I, too, am glad for this discussion. I do have some questions, however.

I would like to start with your discussion of "God's design for humanity," which excludes rape, murder, theft, promiscuity, etc. I do not disagree that these things are problematic if not horrendous, but I do wonder what, if not your own opinion, qualifies them as things not part of "God's design"? It can't be the ten commandements, as their historical context precludes them from an interpretation about theft as an assault on "rights of ownership," a concept predominant from the 17th century. Anyway, as the rest of your argument presumes some sort of coherent "design for humanity," I'll move on.

At the end of your blog you discuss measuring the morality of relationships, but I wonder why the 'morality" of relationships need to be "measured" at all, and who is qualified to do such measuring? Who can judge? Is morality just one thing, or has it changed over time? You affirm monogamous couples as "ethical," but what about those polygamous families from days past, such as Jacob, Joseph, and David? Were they not, too, following God? Perhaps it is more helpful to think of marriage and relationships in general as social constructs that have evolved over time in step with larger social changes.
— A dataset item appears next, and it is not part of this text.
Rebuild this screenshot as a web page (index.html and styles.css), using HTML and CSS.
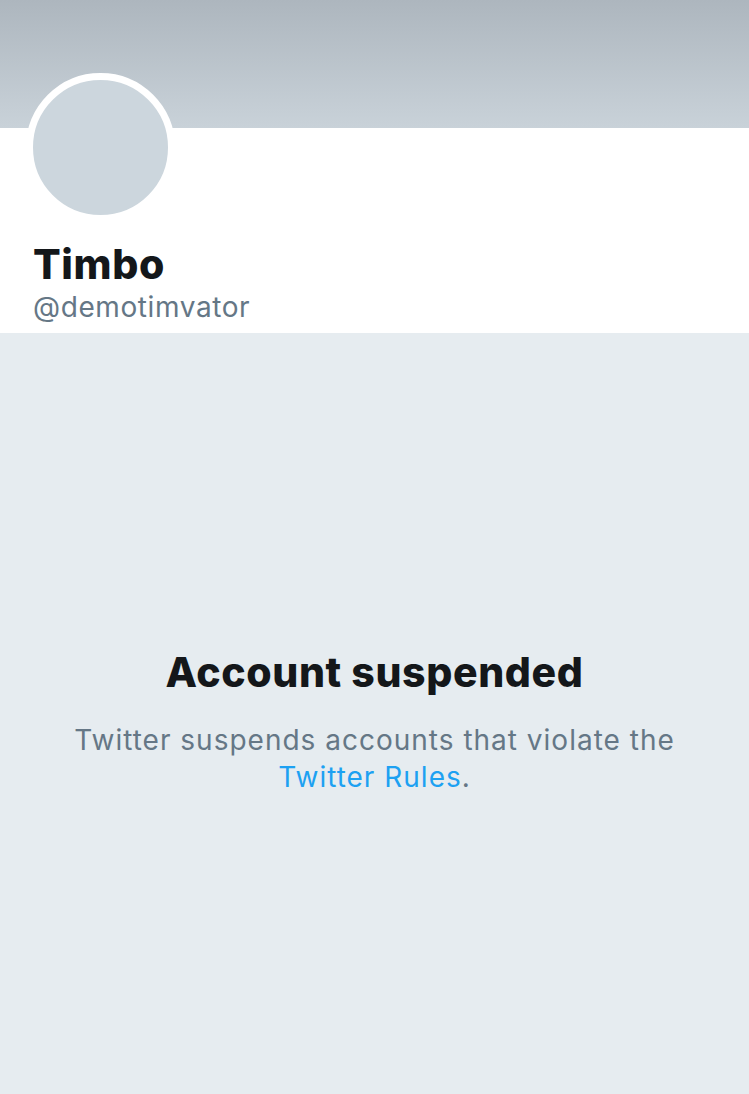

Lastly, I am a bit confused about your call "to impose the same ethical standards onto homosexual relationships as we would heterosexual ones without imposing arbitrary moral standards." Who is in charge of "imposing" these "ethical standards"? And how are these "ethical standards" exempt from definition as "arbitrary moral standards"? As someone who knowingly thinks differently from you, I can't help but think that your standards are yours, and mine are mine. They are not arbitrary, but very meaningful, stemming from different ways we conceive of and have experienced the world. I don't understand how these (presumed) "ethical standards" can be differentiated from "interpretative ideals and ethereal concepts." If our "standards" don't emanate from us for very real reasons and become something outside of ourselves that can supposedly be "imposed" on others, they inevitably become "ethereal concepts"--abstract and disembodied.

I think instead we are to be as you said elsewhere:

Don't be afraid to let your interactions with people influence the way you see the world, your faith, and even your politics. Humanity is an embodied reality, an existence graciously bound to communal interdependence and social responsibility. The incarnational nature of God in Christ and, by extension, of God's word in scripture, beacons us to encounter God through authentically human embodiment, listening and reading not from some notion of objective idealism but from the position at which our feet are actually touching the ground.
wellis68 said…
Hey Sarah,
You bring up more than I'm prepared to tackle through this medium but I will say that I think you're assuming something I am not. I am not trying to suggest any level of objectivity and I am not suggesting anyone judge anyone else. But for the sake of ethical dialogue, we do need a vision for what a redeemed/healed/reconciled world might look like. We "measure" morality as a community for sake of teaching and admonishing one another (as Paul suggests we do in various passages including Colossians 3). If my standards are mine and yours are yours, then that's fine. I wouldn't suggest that I am more authoritative than you or vice versa. But that doesn't mean we should talk about it whenever it's practical to do so. I simply think that the same sexual ethics we impose or uphold in heterosexual contexts should be applied to the conversation concerning the legitimacy of homosexual relationships.